Friday, May 27, 2011

Personal Data in Amazon MP3s

In December I discussed the buyer ID data that Amazon is placing in MP3 files, noted that the standard tools seem to not notice these IDs, and expressed a desire to write a script to display these IDs. See http://martesmartes.blogspot.com/2010/12/need-to-write-my-own.html and http://martesmartes.blogspot.com/2010/12/personal-information-in-amazon-mp3.html.

First, the script:
// Time-stamp: <2011-05-27 22:23:37 jdm>

// JFlex script to look for UID tags in an MP3 received from Amazon. If
// such a tag is encountered, it is displayed. Otherwise, there is no
// output.

// Compiling (assuming JFlex is installed)
//
// jflex findUID.lex
// javac Yylex.java

// Running:
//
// java Yylex <MP3 file name>

// Bugs:
//
// A left angle bracket, <, within the UID will cause the tag to not be
// displayed.
// Even though the MP3s that I have seen with UID tags have the tags
// near the beginning of the file and only one UID tag per file, this
// searches the entire (possibly long) file and will display multiple
// UIDs if found. Though this is probably not a bug, it does cause a
// perceptible delay.

%%

%standalone

%unicode
%int

openAngle  = <
uid        = UID
stuff      = [^<]+
tagEnd     = "</UID"
closeAngle = >
tag        = {openAngle}{uid}{stuff}{tagEnd}{closeAngle}

%%

{tag} { System.out.println(yytext()); return 0; }

.     { return 0; }

\n     { return 0; }

\r     { return 0; }

As mentioned in the comments, this is a JFlex script. JFlex's lineage dates back to the standard Unix lexical analyzer-building tool, lex, which was superseded by flex. JLex has been well-known in the Java community for awhile, but work on it seems to have ceased. JFlex, however, appears to be an active project (and an Ubuntu package). Of course, it works on Windows, too.  See http://jflex.de/

It turns out that Amazon informs the consumer when an MP3 will contain identifying information. I did not notice this before Michael D. pointed it out to me in January. The Amazon notice is in the product details and says "Record Company Required Metadata: Music file contains unique purchase identifier." Then they have a "Learn More" link. This is what Amazon has to say:

Record Company Required Metadata

The record company that supplies this song or album requires all companies that sell its downloadable music to include identifiers with the downloads.  Embedded in the metadata of each purchased MP3 from this record company are a random number Amazon assigns to your order, the Amazon store name, the purchase date and time, codes that identify the album and song (the UPC and ISRC), Amazon's digital signature, and an identifier that can be used to determine whether the audio has been modified.  In addition, Amazon inserts the first part of the email address associated with your Amazon.com account, so that you know these files are unique to you. Songs that include these identifiers are marked on their product detail page on Amazon.com.  These identifiers do not affect the playback experience in any way.
The idea seems to be that the record companies are requiring Amazon to put the information in, and Amazon is being honest about what's in there, though most consumers likely never see this information and never notice the link to it.

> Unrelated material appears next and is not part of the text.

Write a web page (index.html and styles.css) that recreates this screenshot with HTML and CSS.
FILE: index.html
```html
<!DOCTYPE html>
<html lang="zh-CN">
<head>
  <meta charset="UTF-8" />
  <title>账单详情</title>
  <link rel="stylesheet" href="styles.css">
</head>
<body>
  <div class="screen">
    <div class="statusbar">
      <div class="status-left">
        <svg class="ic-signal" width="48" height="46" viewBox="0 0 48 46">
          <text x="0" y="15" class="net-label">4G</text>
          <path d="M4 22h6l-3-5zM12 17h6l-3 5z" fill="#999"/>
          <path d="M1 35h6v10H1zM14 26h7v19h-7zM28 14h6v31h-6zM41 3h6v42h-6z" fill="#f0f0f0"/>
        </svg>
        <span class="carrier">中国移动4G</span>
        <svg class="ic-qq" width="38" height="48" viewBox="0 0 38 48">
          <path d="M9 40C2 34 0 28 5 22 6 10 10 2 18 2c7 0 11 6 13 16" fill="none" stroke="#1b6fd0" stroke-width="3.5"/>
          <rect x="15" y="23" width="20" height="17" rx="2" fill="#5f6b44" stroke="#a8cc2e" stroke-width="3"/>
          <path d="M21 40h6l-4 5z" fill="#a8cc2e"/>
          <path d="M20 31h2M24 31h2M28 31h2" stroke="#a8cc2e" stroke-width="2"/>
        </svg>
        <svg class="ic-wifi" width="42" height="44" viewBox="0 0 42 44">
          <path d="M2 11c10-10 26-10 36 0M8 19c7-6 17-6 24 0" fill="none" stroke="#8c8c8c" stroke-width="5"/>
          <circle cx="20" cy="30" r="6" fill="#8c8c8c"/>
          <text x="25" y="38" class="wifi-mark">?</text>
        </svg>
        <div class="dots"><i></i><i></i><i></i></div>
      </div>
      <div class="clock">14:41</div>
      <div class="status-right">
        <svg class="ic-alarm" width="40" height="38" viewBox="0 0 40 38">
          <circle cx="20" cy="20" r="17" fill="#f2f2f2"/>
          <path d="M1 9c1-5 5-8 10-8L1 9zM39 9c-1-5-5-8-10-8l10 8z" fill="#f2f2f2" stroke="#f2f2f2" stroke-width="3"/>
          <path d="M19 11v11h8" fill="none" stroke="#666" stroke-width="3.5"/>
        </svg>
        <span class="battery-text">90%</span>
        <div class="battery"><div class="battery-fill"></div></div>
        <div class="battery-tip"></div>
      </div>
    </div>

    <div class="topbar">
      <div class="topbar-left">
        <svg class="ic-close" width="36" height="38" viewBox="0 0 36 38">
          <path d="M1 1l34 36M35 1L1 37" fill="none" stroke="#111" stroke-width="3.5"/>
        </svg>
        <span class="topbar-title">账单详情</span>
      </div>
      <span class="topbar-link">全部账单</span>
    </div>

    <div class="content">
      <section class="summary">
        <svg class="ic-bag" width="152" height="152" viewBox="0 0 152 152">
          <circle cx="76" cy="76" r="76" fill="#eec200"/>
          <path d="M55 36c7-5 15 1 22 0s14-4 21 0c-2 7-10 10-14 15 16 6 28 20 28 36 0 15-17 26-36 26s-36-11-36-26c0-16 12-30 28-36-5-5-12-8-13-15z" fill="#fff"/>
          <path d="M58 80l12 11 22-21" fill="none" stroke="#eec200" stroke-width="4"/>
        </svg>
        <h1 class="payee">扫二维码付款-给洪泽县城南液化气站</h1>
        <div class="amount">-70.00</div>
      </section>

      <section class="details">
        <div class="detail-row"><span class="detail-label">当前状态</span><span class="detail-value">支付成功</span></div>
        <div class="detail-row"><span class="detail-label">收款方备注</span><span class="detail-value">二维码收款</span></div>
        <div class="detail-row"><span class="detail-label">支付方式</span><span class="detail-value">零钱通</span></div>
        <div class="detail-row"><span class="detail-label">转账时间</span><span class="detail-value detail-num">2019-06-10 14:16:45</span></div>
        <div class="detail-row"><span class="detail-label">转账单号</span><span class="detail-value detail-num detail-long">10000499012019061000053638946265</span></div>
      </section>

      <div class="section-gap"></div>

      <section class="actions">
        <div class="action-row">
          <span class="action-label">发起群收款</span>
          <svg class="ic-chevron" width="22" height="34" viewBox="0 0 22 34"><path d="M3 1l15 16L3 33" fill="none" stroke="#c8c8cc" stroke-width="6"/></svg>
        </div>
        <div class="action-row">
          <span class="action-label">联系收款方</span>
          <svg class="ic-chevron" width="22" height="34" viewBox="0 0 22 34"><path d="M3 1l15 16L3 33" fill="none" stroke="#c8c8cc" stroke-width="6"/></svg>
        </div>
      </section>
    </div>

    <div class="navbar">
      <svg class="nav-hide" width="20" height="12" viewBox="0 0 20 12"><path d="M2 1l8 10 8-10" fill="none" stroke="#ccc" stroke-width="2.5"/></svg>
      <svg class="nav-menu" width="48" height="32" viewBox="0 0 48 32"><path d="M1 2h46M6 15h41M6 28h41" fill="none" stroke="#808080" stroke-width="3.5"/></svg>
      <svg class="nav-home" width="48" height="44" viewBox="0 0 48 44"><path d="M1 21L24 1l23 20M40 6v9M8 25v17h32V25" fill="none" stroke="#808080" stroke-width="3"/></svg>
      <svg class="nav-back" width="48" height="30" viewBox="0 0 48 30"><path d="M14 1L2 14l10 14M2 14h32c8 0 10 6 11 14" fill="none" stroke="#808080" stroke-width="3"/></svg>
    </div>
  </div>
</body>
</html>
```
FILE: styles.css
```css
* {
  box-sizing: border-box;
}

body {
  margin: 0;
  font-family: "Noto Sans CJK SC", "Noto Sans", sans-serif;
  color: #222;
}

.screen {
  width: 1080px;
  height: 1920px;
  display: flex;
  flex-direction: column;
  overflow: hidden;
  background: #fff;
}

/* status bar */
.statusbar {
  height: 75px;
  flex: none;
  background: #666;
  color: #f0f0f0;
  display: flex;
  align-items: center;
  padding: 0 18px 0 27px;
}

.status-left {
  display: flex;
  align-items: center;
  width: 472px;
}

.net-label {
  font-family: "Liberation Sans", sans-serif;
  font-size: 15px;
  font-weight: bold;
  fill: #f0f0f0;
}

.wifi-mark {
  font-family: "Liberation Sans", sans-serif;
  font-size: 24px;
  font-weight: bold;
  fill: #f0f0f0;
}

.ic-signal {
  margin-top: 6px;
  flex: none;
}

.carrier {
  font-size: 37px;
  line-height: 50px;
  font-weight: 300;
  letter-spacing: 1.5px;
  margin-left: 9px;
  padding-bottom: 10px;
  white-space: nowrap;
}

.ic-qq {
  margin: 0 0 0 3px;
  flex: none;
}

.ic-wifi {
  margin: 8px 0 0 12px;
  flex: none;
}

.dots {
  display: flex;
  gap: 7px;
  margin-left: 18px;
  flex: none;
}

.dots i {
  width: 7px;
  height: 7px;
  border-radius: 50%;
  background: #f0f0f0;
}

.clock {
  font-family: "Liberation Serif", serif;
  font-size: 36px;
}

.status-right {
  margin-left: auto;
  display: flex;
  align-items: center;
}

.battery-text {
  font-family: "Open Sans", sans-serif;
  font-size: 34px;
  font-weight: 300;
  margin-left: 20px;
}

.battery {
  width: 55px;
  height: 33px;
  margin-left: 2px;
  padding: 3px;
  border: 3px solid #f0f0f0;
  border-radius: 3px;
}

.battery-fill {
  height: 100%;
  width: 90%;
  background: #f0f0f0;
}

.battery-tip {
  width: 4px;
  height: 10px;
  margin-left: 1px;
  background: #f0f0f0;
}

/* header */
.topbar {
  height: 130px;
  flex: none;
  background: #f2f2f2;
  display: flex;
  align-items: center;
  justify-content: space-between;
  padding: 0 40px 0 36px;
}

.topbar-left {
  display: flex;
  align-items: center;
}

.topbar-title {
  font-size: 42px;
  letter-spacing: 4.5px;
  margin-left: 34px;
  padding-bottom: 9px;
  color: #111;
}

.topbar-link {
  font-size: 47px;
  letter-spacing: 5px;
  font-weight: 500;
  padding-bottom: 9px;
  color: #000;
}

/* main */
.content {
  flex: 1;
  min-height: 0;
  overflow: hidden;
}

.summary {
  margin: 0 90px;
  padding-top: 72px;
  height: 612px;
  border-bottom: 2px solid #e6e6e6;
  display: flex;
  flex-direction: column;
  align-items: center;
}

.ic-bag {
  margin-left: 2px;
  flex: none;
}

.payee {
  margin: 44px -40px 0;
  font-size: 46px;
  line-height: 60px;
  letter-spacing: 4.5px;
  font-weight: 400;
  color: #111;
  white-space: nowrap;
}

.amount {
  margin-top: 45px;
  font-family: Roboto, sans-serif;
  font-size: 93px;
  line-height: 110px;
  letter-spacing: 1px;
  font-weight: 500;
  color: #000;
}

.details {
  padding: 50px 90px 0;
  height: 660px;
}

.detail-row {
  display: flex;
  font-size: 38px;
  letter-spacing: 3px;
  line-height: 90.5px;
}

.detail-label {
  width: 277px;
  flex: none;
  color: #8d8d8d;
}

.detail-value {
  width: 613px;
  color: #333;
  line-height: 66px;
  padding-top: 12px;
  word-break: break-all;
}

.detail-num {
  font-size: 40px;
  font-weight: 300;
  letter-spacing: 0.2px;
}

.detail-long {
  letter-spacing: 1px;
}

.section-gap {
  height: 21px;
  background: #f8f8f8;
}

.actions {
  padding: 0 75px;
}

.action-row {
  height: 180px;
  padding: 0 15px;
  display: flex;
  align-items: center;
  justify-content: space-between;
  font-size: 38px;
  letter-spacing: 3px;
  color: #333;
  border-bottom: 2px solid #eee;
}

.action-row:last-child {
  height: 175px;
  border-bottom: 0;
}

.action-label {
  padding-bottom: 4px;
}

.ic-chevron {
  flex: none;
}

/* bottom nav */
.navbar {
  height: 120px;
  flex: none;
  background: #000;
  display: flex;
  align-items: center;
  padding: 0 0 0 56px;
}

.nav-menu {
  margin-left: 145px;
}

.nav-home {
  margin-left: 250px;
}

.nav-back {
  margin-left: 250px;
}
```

A few comments are in order.
  • My script displays the UID tag and contents, but does not modify or remove it. I have no intention of providing such a script.
  • People share MP3s at their own risk. As someone who has made good money developing software, I understand their need to earn a living. I even understand, though am less sympathetic toward, the RIAA's outrageous damage claims in suits. Any individual's decision to share, or not, is between him, his conscience, and the RIAA.
  • The UID is the user's Amazon user ID. On the MP3s containing the UID that I have, my script displays this:  <UID version="1">martensjd</UID>. That's me. 
  • Amazon says there is other identifying information embedded in the MP3. Read the statement above. So stripping this out will not be sufficient to hide the original buyer.
  • I would rather not have this in my media files, but I don't object strongly enough to go through the files stripping it all out.

2 comments:

Sam said...

Strange. I don't see the xml in the mp3 files I bought. Did Amazon change how they add metadata in the files?

Jeff Martens said...

It's not in all of their MP3s, and I don't buy MP3s from Amazon any more (terrible Linux support for their downloader), so I can't tell if they've changed the way they do it.